Extract each line from the entries below that has the string "this" in it.

Records with interface code:
====

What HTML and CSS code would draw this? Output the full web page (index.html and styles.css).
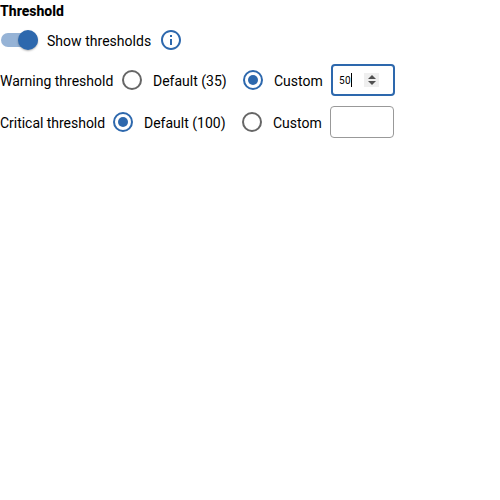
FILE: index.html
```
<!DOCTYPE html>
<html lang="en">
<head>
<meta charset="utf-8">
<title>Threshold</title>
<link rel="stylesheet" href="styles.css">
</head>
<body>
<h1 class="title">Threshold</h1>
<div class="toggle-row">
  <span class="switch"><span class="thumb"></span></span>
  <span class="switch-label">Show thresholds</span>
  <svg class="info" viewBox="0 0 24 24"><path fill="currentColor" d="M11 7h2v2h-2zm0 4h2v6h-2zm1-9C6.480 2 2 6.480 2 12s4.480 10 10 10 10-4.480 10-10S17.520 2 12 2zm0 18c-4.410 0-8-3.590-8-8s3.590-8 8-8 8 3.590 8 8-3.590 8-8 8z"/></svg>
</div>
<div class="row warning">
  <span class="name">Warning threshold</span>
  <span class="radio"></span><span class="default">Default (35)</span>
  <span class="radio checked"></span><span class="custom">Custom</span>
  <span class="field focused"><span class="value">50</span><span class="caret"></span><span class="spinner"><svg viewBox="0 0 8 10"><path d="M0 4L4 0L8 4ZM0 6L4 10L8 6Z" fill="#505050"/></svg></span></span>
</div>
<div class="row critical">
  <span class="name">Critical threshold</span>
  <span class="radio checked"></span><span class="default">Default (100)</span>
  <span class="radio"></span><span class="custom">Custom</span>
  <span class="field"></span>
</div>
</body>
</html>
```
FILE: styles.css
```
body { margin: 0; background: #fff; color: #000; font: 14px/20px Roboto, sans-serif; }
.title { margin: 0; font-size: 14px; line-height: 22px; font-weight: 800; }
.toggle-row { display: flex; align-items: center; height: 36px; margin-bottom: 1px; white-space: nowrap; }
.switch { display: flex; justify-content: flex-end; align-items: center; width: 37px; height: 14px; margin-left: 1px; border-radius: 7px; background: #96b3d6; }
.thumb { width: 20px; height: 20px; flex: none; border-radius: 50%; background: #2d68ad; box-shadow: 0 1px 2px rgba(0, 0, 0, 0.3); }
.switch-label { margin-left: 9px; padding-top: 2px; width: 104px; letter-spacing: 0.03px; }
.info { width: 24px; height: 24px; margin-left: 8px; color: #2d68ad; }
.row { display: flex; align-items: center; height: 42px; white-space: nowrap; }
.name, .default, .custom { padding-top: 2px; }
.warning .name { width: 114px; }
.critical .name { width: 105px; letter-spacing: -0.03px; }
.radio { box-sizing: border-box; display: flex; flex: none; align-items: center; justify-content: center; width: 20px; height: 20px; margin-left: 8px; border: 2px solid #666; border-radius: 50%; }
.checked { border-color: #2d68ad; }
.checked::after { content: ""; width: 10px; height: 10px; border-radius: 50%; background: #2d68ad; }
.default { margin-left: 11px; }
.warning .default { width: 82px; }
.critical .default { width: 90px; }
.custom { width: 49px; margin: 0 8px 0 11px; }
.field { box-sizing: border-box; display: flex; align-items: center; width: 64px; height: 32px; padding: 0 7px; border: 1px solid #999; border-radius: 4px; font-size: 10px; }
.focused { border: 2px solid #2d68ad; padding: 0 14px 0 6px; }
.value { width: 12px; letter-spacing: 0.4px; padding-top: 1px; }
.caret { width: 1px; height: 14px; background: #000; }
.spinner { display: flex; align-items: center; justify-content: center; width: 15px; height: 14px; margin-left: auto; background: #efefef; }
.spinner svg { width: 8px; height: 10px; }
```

====

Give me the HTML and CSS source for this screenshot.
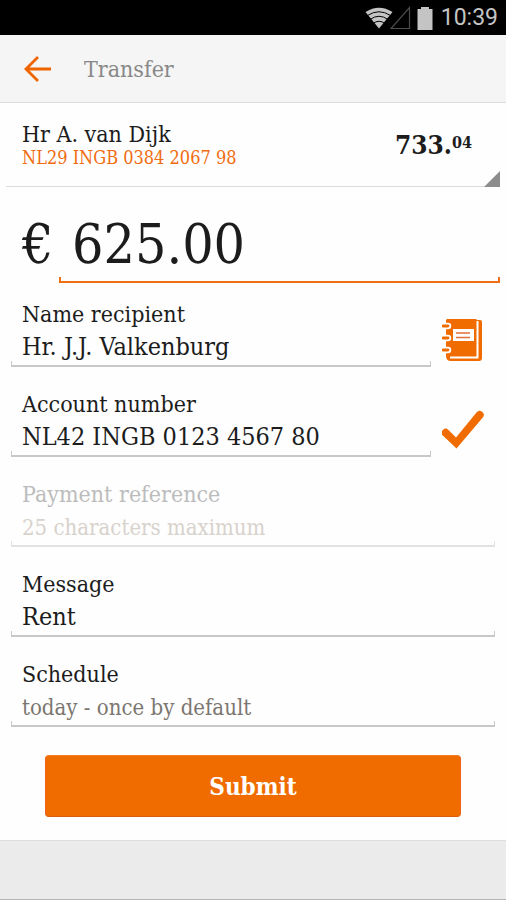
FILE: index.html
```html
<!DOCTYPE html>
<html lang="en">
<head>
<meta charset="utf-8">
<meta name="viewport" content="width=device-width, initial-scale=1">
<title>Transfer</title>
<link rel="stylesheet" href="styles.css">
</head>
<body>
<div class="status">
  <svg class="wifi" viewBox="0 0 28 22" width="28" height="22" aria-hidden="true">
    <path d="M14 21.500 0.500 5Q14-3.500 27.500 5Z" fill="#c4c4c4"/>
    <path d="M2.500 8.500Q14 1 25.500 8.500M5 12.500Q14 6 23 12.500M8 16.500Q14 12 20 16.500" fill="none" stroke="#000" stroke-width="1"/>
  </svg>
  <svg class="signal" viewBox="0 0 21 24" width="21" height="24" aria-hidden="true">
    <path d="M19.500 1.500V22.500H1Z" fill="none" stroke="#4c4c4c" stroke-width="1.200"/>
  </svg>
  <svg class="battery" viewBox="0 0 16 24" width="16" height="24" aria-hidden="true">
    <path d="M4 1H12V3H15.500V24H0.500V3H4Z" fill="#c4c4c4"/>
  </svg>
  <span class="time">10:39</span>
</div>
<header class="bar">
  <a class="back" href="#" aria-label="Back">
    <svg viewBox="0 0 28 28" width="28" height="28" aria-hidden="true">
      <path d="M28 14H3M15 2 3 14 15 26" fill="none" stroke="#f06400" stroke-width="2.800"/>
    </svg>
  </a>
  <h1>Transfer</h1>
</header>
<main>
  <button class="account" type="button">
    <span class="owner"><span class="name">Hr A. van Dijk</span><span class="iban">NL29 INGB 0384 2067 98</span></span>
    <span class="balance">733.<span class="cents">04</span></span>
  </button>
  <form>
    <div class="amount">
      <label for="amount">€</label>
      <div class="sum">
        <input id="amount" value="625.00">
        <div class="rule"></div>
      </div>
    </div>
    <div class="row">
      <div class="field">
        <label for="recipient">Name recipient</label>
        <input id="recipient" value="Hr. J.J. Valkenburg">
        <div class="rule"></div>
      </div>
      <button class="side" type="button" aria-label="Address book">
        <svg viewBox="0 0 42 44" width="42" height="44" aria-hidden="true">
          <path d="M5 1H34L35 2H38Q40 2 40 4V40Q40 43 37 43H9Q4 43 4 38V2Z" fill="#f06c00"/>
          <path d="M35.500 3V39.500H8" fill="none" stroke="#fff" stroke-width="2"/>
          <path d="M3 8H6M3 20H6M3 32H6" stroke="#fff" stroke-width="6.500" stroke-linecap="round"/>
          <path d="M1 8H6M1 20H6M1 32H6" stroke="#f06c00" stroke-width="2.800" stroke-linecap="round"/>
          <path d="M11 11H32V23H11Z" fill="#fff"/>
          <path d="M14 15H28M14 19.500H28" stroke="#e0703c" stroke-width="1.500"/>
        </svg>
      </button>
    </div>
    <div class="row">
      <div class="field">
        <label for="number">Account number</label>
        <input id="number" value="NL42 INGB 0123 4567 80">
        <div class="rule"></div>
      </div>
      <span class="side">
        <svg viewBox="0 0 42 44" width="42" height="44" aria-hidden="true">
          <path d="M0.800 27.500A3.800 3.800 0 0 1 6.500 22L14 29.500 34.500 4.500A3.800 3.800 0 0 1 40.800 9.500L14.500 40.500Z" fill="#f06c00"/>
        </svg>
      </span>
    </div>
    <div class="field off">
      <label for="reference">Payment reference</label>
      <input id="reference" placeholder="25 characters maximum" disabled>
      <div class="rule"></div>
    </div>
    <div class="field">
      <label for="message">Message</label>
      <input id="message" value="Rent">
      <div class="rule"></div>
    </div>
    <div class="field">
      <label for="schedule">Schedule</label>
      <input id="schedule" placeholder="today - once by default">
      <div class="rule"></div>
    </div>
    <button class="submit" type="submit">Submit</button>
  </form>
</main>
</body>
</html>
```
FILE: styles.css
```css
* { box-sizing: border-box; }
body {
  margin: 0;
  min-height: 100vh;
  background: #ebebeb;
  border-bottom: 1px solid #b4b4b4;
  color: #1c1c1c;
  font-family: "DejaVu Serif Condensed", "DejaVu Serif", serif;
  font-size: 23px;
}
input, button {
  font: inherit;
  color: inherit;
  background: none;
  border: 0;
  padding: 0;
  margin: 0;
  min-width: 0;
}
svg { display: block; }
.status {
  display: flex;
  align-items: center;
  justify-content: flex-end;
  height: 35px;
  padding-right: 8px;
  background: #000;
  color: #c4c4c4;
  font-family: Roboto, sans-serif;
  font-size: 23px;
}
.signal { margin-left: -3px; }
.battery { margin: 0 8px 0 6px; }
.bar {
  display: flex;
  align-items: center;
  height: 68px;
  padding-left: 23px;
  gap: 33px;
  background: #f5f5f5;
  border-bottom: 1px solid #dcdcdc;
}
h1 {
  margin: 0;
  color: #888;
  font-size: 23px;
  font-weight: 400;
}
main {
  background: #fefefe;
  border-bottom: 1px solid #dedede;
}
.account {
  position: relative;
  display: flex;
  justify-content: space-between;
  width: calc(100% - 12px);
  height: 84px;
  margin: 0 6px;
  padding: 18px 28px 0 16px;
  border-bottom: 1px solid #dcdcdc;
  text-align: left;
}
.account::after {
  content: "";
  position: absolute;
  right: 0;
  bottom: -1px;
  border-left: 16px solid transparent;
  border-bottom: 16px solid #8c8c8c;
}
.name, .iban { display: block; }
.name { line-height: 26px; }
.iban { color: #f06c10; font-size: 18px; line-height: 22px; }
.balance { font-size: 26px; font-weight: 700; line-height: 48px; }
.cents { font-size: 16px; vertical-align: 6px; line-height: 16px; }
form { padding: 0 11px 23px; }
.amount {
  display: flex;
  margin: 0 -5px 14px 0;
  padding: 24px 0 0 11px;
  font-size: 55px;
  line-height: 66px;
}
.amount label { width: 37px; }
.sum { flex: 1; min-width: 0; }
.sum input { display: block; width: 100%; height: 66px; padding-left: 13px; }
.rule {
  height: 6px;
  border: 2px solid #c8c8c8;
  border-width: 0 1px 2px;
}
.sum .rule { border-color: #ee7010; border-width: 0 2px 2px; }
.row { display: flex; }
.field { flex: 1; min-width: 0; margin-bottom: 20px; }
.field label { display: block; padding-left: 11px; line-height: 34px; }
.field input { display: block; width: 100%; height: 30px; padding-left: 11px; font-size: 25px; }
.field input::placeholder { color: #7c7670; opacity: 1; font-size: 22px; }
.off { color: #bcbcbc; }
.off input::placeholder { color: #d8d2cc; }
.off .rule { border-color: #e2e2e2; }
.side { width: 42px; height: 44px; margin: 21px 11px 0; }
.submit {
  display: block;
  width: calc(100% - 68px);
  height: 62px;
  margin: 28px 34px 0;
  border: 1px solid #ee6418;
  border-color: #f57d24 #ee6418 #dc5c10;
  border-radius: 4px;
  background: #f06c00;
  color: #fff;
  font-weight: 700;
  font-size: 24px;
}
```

====

Complete response —
What HTML and CSS code would draw this? Output the full web page (index.html and styles.css).
Give me the HTML and CSS source for this screenshot.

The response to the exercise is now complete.